── Data

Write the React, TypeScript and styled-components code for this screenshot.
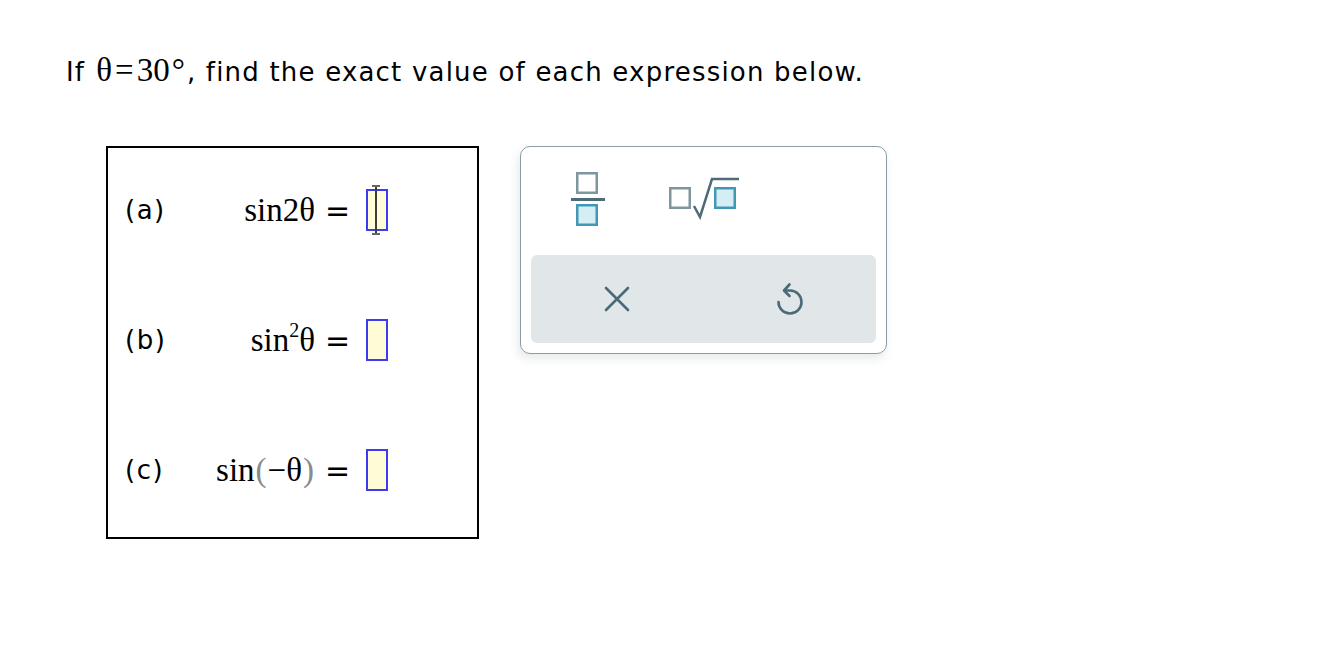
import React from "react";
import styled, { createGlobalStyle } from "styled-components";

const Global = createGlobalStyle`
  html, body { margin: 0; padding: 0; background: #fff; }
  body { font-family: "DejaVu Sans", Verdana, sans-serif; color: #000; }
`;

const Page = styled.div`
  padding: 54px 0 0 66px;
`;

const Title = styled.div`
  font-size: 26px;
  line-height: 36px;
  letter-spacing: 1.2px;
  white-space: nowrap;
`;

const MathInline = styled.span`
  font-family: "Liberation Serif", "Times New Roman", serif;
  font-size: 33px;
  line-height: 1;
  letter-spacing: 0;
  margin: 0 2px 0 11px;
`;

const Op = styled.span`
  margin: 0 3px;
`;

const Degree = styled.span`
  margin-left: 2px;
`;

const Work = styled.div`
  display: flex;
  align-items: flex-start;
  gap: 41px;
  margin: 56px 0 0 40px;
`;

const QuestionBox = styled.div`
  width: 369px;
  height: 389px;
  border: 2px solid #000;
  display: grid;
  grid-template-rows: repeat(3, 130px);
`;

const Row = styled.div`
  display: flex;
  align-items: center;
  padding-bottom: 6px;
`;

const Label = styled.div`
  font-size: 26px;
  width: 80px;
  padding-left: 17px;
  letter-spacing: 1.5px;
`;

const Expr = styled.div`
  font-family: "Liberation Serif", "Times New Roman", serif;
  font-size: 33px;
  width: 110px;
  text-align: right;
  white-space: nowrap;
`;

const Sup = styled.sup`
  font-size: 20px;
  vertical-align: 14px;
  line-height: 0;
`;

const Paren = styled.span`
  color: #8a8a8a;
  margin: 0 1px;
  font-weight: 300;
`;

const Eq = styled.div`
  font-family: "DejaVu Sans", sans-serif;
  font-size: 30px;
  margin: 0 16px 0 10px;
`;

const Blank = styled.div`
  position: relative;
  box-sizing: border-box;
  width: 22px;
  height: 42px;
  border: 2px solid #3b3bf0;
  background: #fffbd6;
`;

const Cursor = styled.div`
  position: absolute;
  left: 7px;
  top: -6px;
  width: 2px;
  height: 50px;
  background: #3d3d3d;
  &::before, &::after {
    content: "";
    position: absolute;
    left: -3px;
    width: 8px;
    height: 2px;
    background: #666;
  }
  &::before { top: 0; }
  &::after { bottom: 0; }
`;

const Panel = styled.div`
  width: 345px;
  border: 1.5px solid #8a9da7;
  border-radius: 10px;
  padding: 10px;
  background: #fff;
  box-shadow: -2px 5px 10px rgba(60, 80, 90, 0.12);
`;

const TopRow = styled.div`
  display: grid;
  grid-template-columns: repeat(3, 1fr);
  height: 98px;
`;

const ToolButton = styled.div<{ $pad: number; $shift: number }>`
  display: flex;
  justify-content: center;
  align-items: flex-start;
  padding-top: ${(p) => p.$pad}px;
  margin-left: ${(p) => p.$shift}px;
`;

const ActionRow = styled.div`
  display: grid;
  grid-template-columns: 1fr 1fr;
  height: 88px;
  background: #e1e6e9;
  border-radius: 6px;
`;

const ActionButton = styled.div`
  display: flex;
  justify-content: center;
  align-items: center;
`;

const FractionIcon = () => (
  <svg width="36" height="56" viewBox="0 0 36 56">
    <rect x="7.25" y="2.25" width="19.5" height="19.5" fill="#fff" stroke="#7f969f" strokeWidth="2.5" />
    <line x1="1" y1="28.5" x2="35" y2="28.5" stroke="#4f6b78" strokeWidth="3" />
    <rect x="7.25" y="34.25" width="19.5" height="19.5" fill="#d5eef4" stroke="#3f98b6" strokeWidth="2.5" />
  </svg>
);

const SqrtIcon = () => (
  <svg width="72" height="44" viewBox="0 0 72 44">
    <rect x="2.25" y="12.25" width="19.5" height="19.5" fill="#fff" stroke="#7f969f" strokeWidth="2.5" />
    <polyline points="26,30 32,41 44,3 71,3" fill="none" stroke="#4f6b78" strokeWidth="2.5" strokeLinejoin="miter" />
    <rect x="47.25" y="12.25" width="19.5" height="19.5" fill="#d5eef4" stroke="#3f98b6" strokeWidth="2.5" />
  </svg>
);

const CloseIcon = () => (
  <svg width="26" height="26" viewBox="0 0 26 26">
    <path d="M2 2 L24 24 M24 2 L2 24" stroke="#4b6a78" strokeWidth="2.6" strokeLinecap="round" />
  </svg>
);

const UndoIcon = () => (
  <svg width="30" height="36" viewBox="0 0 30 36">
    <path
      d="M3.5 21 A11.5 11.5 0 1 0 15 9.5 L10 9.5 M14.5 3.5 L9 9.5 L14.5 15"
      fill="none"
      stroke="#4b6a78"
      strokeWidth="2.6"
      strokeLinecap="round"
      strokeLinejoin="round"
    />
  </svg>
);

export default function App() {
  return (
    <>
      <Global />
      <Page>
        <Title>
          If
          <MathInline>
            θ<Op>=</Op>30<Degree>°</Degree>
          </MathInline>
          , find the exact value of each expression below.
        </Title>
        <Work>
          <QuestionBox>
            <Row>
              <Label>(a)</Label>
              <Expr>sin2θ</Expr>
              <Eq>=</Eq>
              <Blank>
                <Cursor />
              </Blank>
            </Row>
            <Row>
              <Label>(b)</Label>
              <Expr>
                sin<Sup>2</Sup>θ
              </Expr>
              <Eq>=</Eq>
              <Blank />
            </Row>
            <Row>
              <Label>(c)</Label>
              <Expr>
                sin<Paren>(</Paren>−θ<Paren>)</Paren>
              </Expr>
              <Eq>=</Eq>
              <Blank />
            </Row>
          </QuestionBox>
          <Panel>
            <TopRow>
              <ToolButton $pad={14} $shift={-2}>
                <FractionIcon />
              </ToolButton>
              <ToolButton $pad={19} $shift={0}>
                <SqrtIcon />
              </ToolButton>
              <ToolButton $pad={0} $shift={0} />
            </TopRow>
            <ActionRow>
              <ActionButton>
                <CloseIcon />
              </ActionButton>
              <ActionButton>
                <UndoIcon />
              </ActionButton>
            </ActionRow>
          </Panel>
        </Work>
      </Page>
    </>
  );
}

────

Transcribe all the lines above exactly, apart from the pictures.

Worked answer:
Write the React, TypeScript and styled-components code for this screenshot.
import React from "react";
import styled, { createGlobalStyle } from "styled-components";

const Global = createGlobalStyle`
  html, body { margin: 0; padding: 0; background: #fff; }
  body { font-family: "DejaVu Sans", Verdana, sans-serif; color: #000; }
`;

const Page = styled.div`
  padding: 54px 0 0 66px;
`;

const Title = styled.div`
  font-size: 26px;
  line-height: 36px;
  letter-spacing: 1.2px;
  white-space: nowrap;
`;

const MathInline = styled.span`
  font-family: "Liberation Serif", "Times New Roman", serif;
  font-size: 33px;
  line-height: 1;
  letter-spacing: 0;
  margin: 0 2px 0 11px;
`;

const Op = styled.span`
  margin: 0 3px;
`;

const Degree = styled.span`
  margin-left: 2px;
`;

const Work = styled.div`
  display: flex;
  align-items: flex-start;
  gap: 41px;
  margin: 56px 0 0 40px;
`;

const QuestionBox = styled.div`
  width: 369px;
  height: 389px;
  border: 2px solid #000;
  display: grid;
  grid-template-rows: repeat(3, 130px);
`;

const Row = styled.div`
  display: flex;
  align-items: center;
  padding-bottom: 6px;
`;

const Label = styled.div`
  font-size: 26px;
  width: 80px;
  padding-left: 17px;
  letter-spacing: 1.5px;
`;

const Expr = styled.div`
  font-family: "Liberation Serif", "Times New Roman", serif;
  font-size: 33px;
  width: 110px;
  text-align: right;
  white-space: nowrap;
`;

const Sup = styled.sup`
  font-size: 20px;
  vertical-align: 14px;
  line-height: 0;
`;

const Paren = styled.span`
  color: #8a8a8a;
  margin: 0 1px;
  font-weight: 300;
`;

const Eq = styled.div`
  font-family: "DejaVu Sans", sans-serif;
  font-size: 30px;
  margin: 0 16px 0 10px;
`;

const Blank = styled.div`
  position: relative;
  box-sizing: border-box;
  width: 22px;
  height: 42px;
  border: 2px solid #3b3bf0;
  background: #fffbd6;
`;

const Cursor = styled.div`
  position: absolute;
  left: 7px;
  top: -6px;
  width: 2px;
  height: 50px;
  background: #3d3d3d;
  &::before, &::after {
    content: "";
    position: absolute;
    left: -3px;
    width: 8px;
    height: 2px;
    background: #666;
  }
  &::before { top: 0; }
  &::after { bottom: 0; }
`;

const Panel = styled.div`
  width: 345px;
  border: 1.5px solid #8a9da7;
  border-radius: 10px;
  padding: 10px;
  background: #fff;
  box-shadow: -2px 5px 10px rgba(60, 80, 90, 0.12);
`;

const TopRow = styled.div`
  display: grid;
  grid-template-columns: repeat(3, 1fr);
  height: 98px;
`;

const ToolButton = styled.div<{ $pad: number; $shift: number }>`
  display: flex;
  justify-content: center;
  align-items: flex-start;
  padding-top: ${(p) => p.$pad}px;
  margin-left: ${(p) => p.$shift}px;
`;

const ActionRow = styled.div`
  display: grid;
  grid-template-columns: 1fr 1fr;
  height: 88px;
  background: #e1e6e9;
  border-radius: 6px;
`;

const ActionButton = styled.div`
  display: flex;
  justify-content: center;
  align-items: center;
`;

const FractionIcon = () => (
  <svg width="36" height="56" viewBox="0 0 36 56">
    <rect x="7.25" y="2.25" width="19.5" height="19.5" fill="#fff" stroke="#7f969f" strokeWidth="2.5" />
    <line x1="1" y1="28.5" x2="35" y2="28.5" stroke="#4f6b78" strokeWidth="3" />
    <rect x="7.25" y="34.25" width="19.5" height="19.5" fill="#d5eef4" stroke="#3f98b6" strokeWidth="2.5" />
  </svg>
);

const SqrtIcon = () => (
  <svg width="72" height="44" viewBox="0 0 72 44">
    <rect x="2.25" y="12.25" width="19.5" height="19.5" fill="#fff" stroke="#7f969f" strokeWidth="2.5" />
    <polyline points="26,30 32,41 44,3 71,3" fill="none" stroke="#4f6b78" strokeWidth="2.5" strokeLinejoin="miter" />
    <rect x="47.25" y="12.25" width="19.5" height="19.5" fill="#d5eef4" stroke="#3f98b6" strokeWidth="2.5" />
  </svg>
);

const CloseIcon = () => (
  <svg width="26" height="26" viewBox="0 0 26 26">
    <path d="M2 2 L24 24 M24 2 L2 24" stroke="#4b6a78" strokeWidth="2.6" strokeLinecap="round" />
  </svg>
);

const UndoIcon = () => (
  <svg width="30" height="36" viewBox="0 0 30 36">
    <path
      d="M3.5 21 A11.5 11.5 0 1 0 15 9.5 L10 9.5 M14.5 3.5 L9 9.5 L14.5 15"
      fill="none"
      stroke="#4b6a78"
      strokeWidth="2.6"
      strokeLinecap="round"
      strokeLinejoin="round"
    />
  </svg>
);

export default function App() {
  return (
    <>
      <Global />
      <Page>
        <Title>
          If
          <MathInline>
            θ<Op>=</Op>30<Degree>°</Degree>
          </MathInline>
          , find the exact value of each expression below.
        </Title>
        <Work>
          <QuestionBox>
            <Row>
              <Label>(a)</Label>
              <Expr>sin2θ</Expr>
              <Eq>=</Eq>
              <Blank>
                <Cursor />
              </Blank>
            </Row>
            <Row>
              <Label>(b)</Label>
              <Expr>
                sin<Sup>2</Sup>θ
              </Expr>
              <Eq>=</Eq>
              <Blank />
            </Row>
            <Row>
              <Label>(c)</Label>
              <Expr>
                sin<Paren>(</Paren>−θ<Paren>)</Paren>
              </Expr>
              <Eq>=</Eq>
              <Blank />
            </Row>
          </QuestionBox>
          <Panel>
            <TopRow>
              <ToolButton $pad={14} $shift={-2}>
                <FractionIcon />
              </ToolButton>
              <ToolButton $pad={19} $shift={0}>
                <SqrtIcon />
              </ToolButton>
              <ToolButton $pad={0} $shift={0} />
            </TopRow>
            <ActionRow>
              <ActionButton>
                <CloseIcon />
              </ActionButton>
              <ActionButton>
                <UndoIcon />
              </ActionButton>
            </ActionRow>
          </Panel>
        </Work>
      </Page>
    </>
  );
}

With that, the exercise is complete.